Want to be hip this spring with a one-of-a-kind style you call your own? Then it is time to shop ‘vintage’ to make your statement. Buying vintage, or gently used clothing, is the rage from young gals to celebrities who know how to shop!
Mention vintage clothing, and most people think of classic vintage fashions from the 1920’s through the 1970’s, with a heavy emphasis on the 1940’s. Today’s vintage is modern. The hottest clothes now for all ages fall under the descriptive words boho, cowgirl, and gypsy. Think lace with cowboy boots! Even brides are wearing real western boots under their gowns. Not new boots, but gently used, slightly worn ones, that have character and are comfortable.
I don’t shop for age as much as I look for style when I hunt for my vintage treasures. Padded shoulders tell me a piece is vintage, but do I seriously want padded shoulders to be my fashion look? I want to be hip in vintage, not dated in vintage. For me there is a huge difference between the two. If I love a piece with pads in the shoulders, a quick snip with my scissors takes care of that problem. I have the look I want, without feeling dated.
Tags are a great clue to the age of a piece. Union tags attached to the inside seam is proof that piece was produced by a clothing union prior to the 1980’s. Square in size, about ½ inch by ½ inch, the name of the union will be stated and “Made in U.S.A.” A union tag assures you your piece is at least twenty years old. Today’s modern vintage dates clothing from the 1970’s through the 1990’s, however the later dates may also sport “Made In China” tags.
Another clue to the age of a piece of clothing is the label design. In the 1980’s tags were usually “bigger” and brought more colorful designs compared to earlier years, like the 1950’s and 1960’s, when labels were simple in design. With the brand name you can do a trademark search and see when the trademark was first filed.
In 1971 the Federal Trade Commission issued care symbols. A piece of clothing was not required to label its fabric content until after 1960, when the USA Textile Products Identification Act was introduced. If your garment does not reflect this information, chances are it was made prior to 1960. Remember, however, there are always exceptions to any rule.
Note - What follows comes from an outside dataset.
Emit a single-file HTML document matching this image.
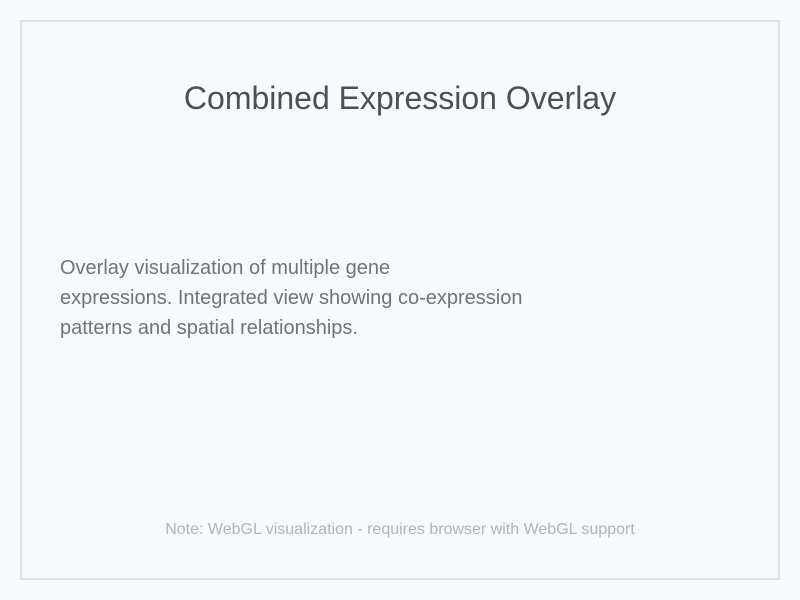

Dating your vintage find can be fun, but it is not necessary if you are just simply trying to develop your own style. If you are spending big dollars for a piece of clothing, you need to know what you are getting. I shop thrift stores, estate sales, flea markets, and garage sales to find my vintage treasures. The cost per item is low, so if I feel I have a bargain, I grab it. A “Made in U.S.A” tag makes my day! But if the style is cool and I can pair it with an older piece for a statement, you will find I buy “Made in China” items too. I love cotton sundress with gently used denim jackets as toppers for cooler summer evenings. A boho styled skirt with a newer, vintage look, lace blouse is another trend I love. One piece may be from the late 1980’s and the other new but gently used. The look I’ve created is what is important to me. The cost was minimal, the style priceless!
I am always a sucker for vintage Scott McClintock prom and evening dresses as well as anything made in white cream lace, or net lace, to pop over jeans or leggings.
I do check out my purchases carefully before I hand over my money. I don’t care how great a piece looks, or how little it costs, if there are stains, holes, and odors, I do not buy. There are so many wonderful items of clothing available in more modern vintage I can find something else I love as much. I insist my vintage clothing is in excellent, wearable condition.
Recently I opened a small clothing boutique in Monroe, Georgia, at Hodge Podge Art, Antiques and Interiors. I call it ‘Gypsy Lace Vintage’. The name speaks volumes as to the look you will find there. In additional to clothing there are shelves of cowboy boots, old Mexican tooled handbags, western belts, and leather shoes made in Brazil, Italy, and Spain. I love the feel of gently used leather too.
I recently visited a metro Atlanta hot spot to see what new clothing looks like. I am so out of touch. I was excited to find that the vintage boho look I sell, was the look new clothing manufactures are producing in China, and with prices starting at $200. The clothing at my shop has “Made in U.S.A.” tags for the most part and items are between $25 and $65.
Vintage clothing can be fun, it doesn’t have to be expensive, and you can define your own style without breaking the bank. It just takes a little initiative to know where to shop and to shop often to find the real treasures.